Léon Gray et le Sergent Crain m'attendaient à l'aérodrome. Le soir du même jour, nous étions au Caire, et le lendemain soir nous regagnions Tunis.
D'après le compte rendu officiel du voyage présidentiel :
Le Président quitta Téhéran le mercredi à dix heures trente du soir, après dix heures de conversations soutenues. Il passa la nuit dans notre camp d'Amirahad, au pied des monts Elbrouz. Le lendemain, il improvisa un petit discours pour les malades de l'hôpital militaire et pour le personnel du camp :
« Je viens d'avoir avec le Maréchal Staline et M. Churchill une conférence qui a duré quatre jours. Les résultats en sont très satisfaisants. Nous avons élaboré des plans militaires qui permettront de conjuguer l'effort de guerre des trois puissances afin de remporter la victoire aussi vite que possible. Je crois que nous avons fait des progrès...

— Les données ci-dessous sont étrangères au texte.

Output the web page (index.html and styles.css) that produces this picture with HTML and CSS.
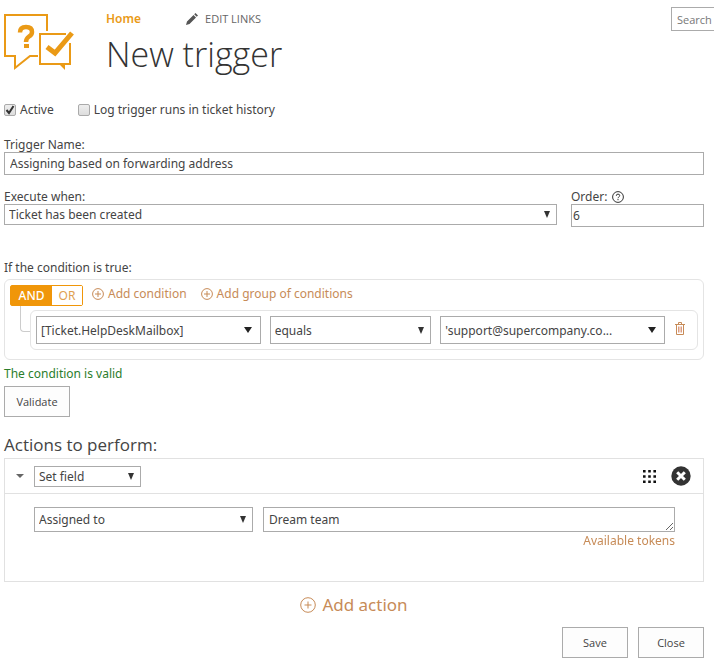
FILE: index.html
```html
<!DOCTYPE html>
<html lang="en">
  <head>
    <meta charset="UTF-8" />
    <meta name="viewport" content="width=device-width, initial-scale=1.0" />
    <title>New trigger</title>
    <link rel="stylesheet" href="styles.css">
  </head>
  <body>
    <header class="header">
      <svg class="logo" viewBox="0 0 70 60" width="70" height="60" fill="none" stroke="#ea9a16" stroke-width="2">
        <path d="M34 43H26L11 55V43H1V2H43V18" />
        <path d="M62 21H36V51H66V30" />
        <path d="M55 51h6v6z" fill="#ea9a16" stroke="none" />
        <path d="M43 34l8 6 17-20" stroke-width="5" />
        <path d="M16 19.500q0-5.500 6-5.500t6 5q0 3-3 4.500-3 2-3 5.500" stroke-width="4.500" />
        <path d="M20 31h5v4h-5z" fill="#ea9a16" stroke="none" />
      </svg>
      <div class="header__main">
        <nav class="topnav">
          <a class="topnav__home" href="#">Home</a>
          <a class="topnav__edit" href="#">
            <svg viewBox="0 0 12 12" width="12" height="12" fill="#555">
              <path d="M0 12l1-3.500 6.500-6.500 2.500 2.500L3.500 11zM8.200 1.300L9.500 0l2.500 2.500-1.300 1.300z" />
            </svg>
            EDIT LINKS
          </a>
        </nav>
        <h1 class="title">New trigger</h1>
      </div>
      <input class="search" type="text" placeholder="Search" aria-label="Search" />
    </header>

    <form class="form">
      <div class="checks">
        <label class="check"><input type="checkbox" checked />Active</label>
        <label class="check"><input type="checkbox" />Log trigger runs in ticket history</label>
      </div>

      <div class="field">
        <label for="triggerName">Trigger Name:</label>
        <input class="control" id="triggerName" type="text" value="Assigning based on forwarding address" />
      </div>

      <div class="row">
        <div class="field field--wide">
          <label for="executeWhen">Execute when:</label>
          <select class="control control--short" id="executeWhen">
            <option>Ticket has been created</option>
          </select>
        </div>
        <div class="field field--order">
          <label for="order">
            Order:
            <svg class="help" viewBox="0 0 12 12" width="12" height="12" fill="none" stroke="#333">
              <circle cx="6" cy="6" r="5.4" />
              <path d="M4.3 4.8q0-1.7 1.7-1.7t1.7 1.5q0 .8-.9 1.4-.8.5-.8 1.2M6 8v1.2" />
            </svg>
          </label>
          <input class="control control--order" id="order" type="text" value="6" />
        </div>
      </div>

      <p class="label">If the condition is true:</p>
      <section class="conditions">
        <div class="conditions__bar">
          <div class="toggle">
            <button class="toggle__item toggle__item--active" type="button">AND</button>
            <button class="toggle__item" type="button">OR</button>
          </div>
          <a class="add" href="#">
            <svg viewBox="0 0 12 12" width="12" height="12" fill="none" stroke="#c78b57">
              <circle cx="6" cy="6" r="5.4" />
              <path d="M6 3v6M3 6h6" />
            </svg>
            Add condition
          </a>
          <a class="add" href="#">
            <svg viewBox="0 0 12 12" width="12" height="12" fill="none" stroke="#c78b57">
              <circle cx="6" cy="6" r="5.4" />
              <path d="M6 3v6M3 6h6" />
            </svg>
            Add group of conditions
          </a>
        </div>
        <div class="conditions__body">
          <span class="branch"></span>
          <div class="condition">
            <select class="control control--tall control--combo" aria-label="Condition field">
              <option>[Ticket.HelpDeskMailbox]</option>
            </select>
            <select class="control control--tall" aria-label="Operator">
              <option>equals</option>
            </select>
            <select class="control control--tall control--combo" aria-label="Value">
              <option>'support@supercompany.co...</option>
            </select>
            <button class="icon-button condition__delete" type="button" aria-label="Delete condition">
              <svg viewBox="0 0 10 13" width="10" height="13" fill="none" stroke="#c78b57">
                <path d="M0 2.5h10M3.5 2V.5h3V2M1.5 3v9.5h7V3" />
                <path d="M3.5 4.5v6M5 4.5v6M6.5 4.5v6" stroke="#dc9c80" />
              </svg>
            </button>
          </div>
        </div>
      </section>
      <p class="valid">The condition is valid</p>
      <button class="button" type="button">Validate</button>

      <h2 class="subtitle">Actions to perform:</h2>
      <section class="action">
        <div class="action__header">
          <button class="icon-button action__collapse" type="button" aria-label="Collapse">
            <svg viewBox="0 0 8 4" width="8" height="4" fill="#666"><path d="M0 0h8L4 4z" /></svg>
          </button>
          <select class="control control--short action__type" aria-label="Action type">
            <option>Set field</option>
          </select>
          <button class="icon-button action__drag" type="button" aria-label="Move">
            <svg viewBox="0 0 13 13" width="13" height="13" fill="none" stroke="#111" stroke-width="2.600" stroke-dasharray="2.600 2.600">
              <path d="M0 1.300h13M0 6.500h13M0 11.700h13" />
            </svg>
          </button>
          <button class="icon-button" type="button" aria-label="Remove action">
            <svg viewBox="0 0 20 20" width="20" height="20">
              <circle cx="10" cy="10" r="9.7" fill="#333" />
              <path d="M6.2 6.2l7.6 7.6M13.8 6.2l-7.6 7.6" stroke="#fff" stroke-width="3" />
            </svg>
          </button>
        </div>
        <div class="action__body">
          <select class="control control--field" aria-label="Field">
            <option>Assigned to</option>
          </select>
          <div class="action__value">
            <textarea class="control control--text" rows="1" aria-label="Value">Dream team</textarea>
            <a class="tokens" href="#">Available tokens</a>
          </div>
        </div>
      </section>

      <a class="add add--action" href="#">
        <svg viewBox="0 0 16 16" width="16" height="16" fill="none" stroke="#c78b57">
          <circle cx="8" cy="8" r="7.3" />
          <path d="M8 4.5v7M4.5 8h7" />
        </svg>
        Add action
      </a>
      <div class="buttons">
        <button class="button" type="button">Save</button>
        <button class="button" type="button">Close</button>
      </div>
    </form>
  </body>
</html>
```

FILE: styles.css
```css
* {
  box-sizing: border-box;
}
body {
  margin: 0;
  padding: 7px 10px 6px 4px;
  background-color: #fff;
  color: #444;
  font-family: "Noto Sans", "Open Sans", sans-serif;
  font-size: 12px;
  line-height: 16px;
}
a {
  text-decoration: none;
}
p,
h1,
h2 {
  margin: 0;
  font-weight: 400;
}
svg {
  display: block;
  flex: none;
}
input,
select,
textarea,
button {
  margin: 0;
  font-family: inherit;
  font-size: inherit;
  color: inherit;
}
.header {
  display: flex;
  align-items: flex-start;
  margin-right: -10px;
  font-family: "Open Sans", sans-serif;
}
.logo {
  margin-top: 6px;
}
.header__main {
  flex: 1;
  margin-left: 32px;
}
.topnav {
  display: flex;
  align-items: center;
  gap: 45px;
  height: 24px;
}
.topnav__home {
  color: #ea9a16;
  font-family: "Noto Sans", sans-serif;
  font-weight: 600;
}
.topnav__edit {
  display: flex;
  align-items: center;
  gap: 7px;
  color: #666;
  font-size: 11px;
}
.title {
  color: #333;
  font-size: 34px;
  font-weight: 300;
  line-height: 46px;
}
.search {
  width: 43px;
  height: 24px;
  padding: 0 0 0 5px;
  border: 1px solid #ababab;
  border-right: 0;
  font-size: 11px;
}
.search::placeholder {
  color: #777;
  opacity: 1;
}
.checks {
  display: flex;
  gap: 24px;
  margin-top: 25px;
}
.check {
  display: flex;
  align-items: center;
  gap: 4px;
}
.check input {
  appearance: none;
  width: 12px;
  height: 12px;
  border: 1px solid #aaa;
  border-radius: 2px;
  background: linear-gradient(#eee, #ddd);
}
.check input:checked {
  background: url("data:image/svg+xml,%3Csvg xmlns='http://www.w3.org/2000/svg' viewBox='0 0 10 10'%3E%3Cpath d='M1.5 5l2.5 3 4.5-7' fill='none' stroke='%23333' stroke-width='2'/%3E%3C/svg%3E"), linear-gradient(#eee, #ddd);
}
.field {
  display: flex;
  flex-direction: column;
  margin-top: 19px;
}
.field label {
  display: flex;
  align-items: center;
  gap: 5px;
  height: 15px;
}
.row {
  display: flex;
  gap: 14px;
  margin-bottom: 33px;
}
.row .field {
  margin-top: 14px;
}
.field--wide {
  flex: 553;
}
.field--order {
  flex: 133;
}
.control {
  width: 100%;
  height: 23px;
  padding: 0 5px;
  border: 1px solid #ababab;
  border-radius: 0;
  background-color: #fff;
}
select.control {
  appearance: none;
  padding: 0 20px 0 4px;
  background-image: url("data:image/svg+xml,%3Csvg xmlns='http://www.w3.org/2000/svg' width='6' height='7'%3E%3Cpath d='M0 0h6L3 7z' fill='%23333'/%3E%3C/svg%3E");
  background-repeat: no-repeat;
  background-position: right 6px center;
}
select.control--short {
  height: 21px;
}
select.control--tall {
  height: 28px;
}
select.control--field {
  height: 25px;
}
select.control--combo {
  background-image: url("data:image/svg+xml,%3Csvg xmlns='http://www.w3.org/2000/svg' width='8' height='6'%3E%3Cpath d='M0 0h8L4 6z' fill='%23222'/%3E%3C/svg%3E");
  background-position: right 8px center;
}
.control--order {
  padding: 0 1px;
}
.control--text {
  display: block;
  height: 25px;
  padding: 4px 5px;
  line-height: 16px;
}
.conditions {
  margin-top: 3px;
  padding: 5px 5px 9px;
  border: 1px solid #e4e4e4;
  border-radius: 6px;
}
.conditions__bar {
  display: flex;
  align-items: flex-start;
  gap: 14px;
}
.toggle {
  display: flex;
  width: 73px;
  height: 21px;
  margin-right: -5px;
  border: 1px solid #f09609;
  border-radius: 2px;
}
.toggle__item {
  flex: 30;
  padding: 0;
  border: 0;
  background-color: #fff;
  color: #e0a050;
}
.toggle__item--active {
  flex: 41;
  background-color: #f09609;
  color: #fff;
  font-weight: 500;
}
.add {
  display: flex;
  align-items: center;
  gap: 4px;
  line-height: 18px;
  color: #c78b57;
}
.conditions__body {
  display: flex;
}
.branch {
  width: 10px;
  height: 26px;
  margin-left: 10px;
  border: 1px solid #ccc;
  border-width: 0 0 1px 1px;
  border-bottom-left-radius: 4px;
}
.condition {
  display: grid;
  grid-template-columns: 225fr 162fr 225fr 12px;
  gap: 9px;
  flex: 1;
  margin-top: 4px;
  padding: 5px 11px 5px 5px;
  border: 1px solid #e4e4e4;
  border-radius: 6px;
}
.icon-button {
  padding: 0;
  border: 0;
  background: none;
  cursor: pointer;
}
.condition__delete {
  padding: 0 1px 4px;
}
.valid {
  margin-top: 6px;
  color: #2b7d2b;
}
.button {
  width: 66px;
  height: 31px;
  margin-top: 4px;
  padding: 0;
  border: 1px solid #ababab;
  background-color: #fdfdfd;
  color: #444;
  font-family: "Open Sans", sans-serif;
  font-size: 11px;
}
.subtitle {
  margin-top: 16px;
  margin-bottom: 1px;
  font-family: "Open Sans", sans-serif;
  font-size: 17px;
  line-height: 24px;
}
.action {
  border: 1px solid #e1e1e1;
}
.action__header {
  display: flex;
  align-items: center;
  height: 35px;
  padding: 0 12px 0 11px;
  border-bottom: 1px solid #e1e1e1;
}
.action__collapse {
  width: 8px;
  margin-right: 10px;
}
.action__type {
  width: 107px;
}
.action__drag {
  margin-right: 15px;
  margin-left: auto;
}
.action__body {
  display: grid;
  grid-template-columns: 219fr 412fr;
  gap: 10px;
  padding: 13px 28px 31px 29px;
}
.tokens {
  display: block;
  color: #c78b57;
  line-height: 18px;
  text-align: right;
}
.add--action {
  justify-content: center;
  gap: 6px;
  margin-top: 11px;
  font-size: 17px;
  line-height: 24px;
}
.buttons {
  display: flex;
  justify-content: flex-end;
  gap: 10px;
  margin-top: 6px;
}
```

« L'autre but de cette conférence a été de discuter la situation mondiale au lendemain de le guerre. Nous avons essayé de préparer pour nous et pour nos enfants un monde où la guerre cessera d'être une nécessité. Dans ce sens aussi, nous avons réalisé des progrès.
« Me voici maintenant sur le chemin du retour. Je voudrais tant vous emmener tous avec moi !...
Son avion prit l'air et survola Bagdad. Le jeudi à 3 heures, il se retrouvait dans la villa de l'ambassadeur Kirk, au Caire. Le matin du même jour, la presse publiait le compte rendu officiel de la Première Conférence du Caire.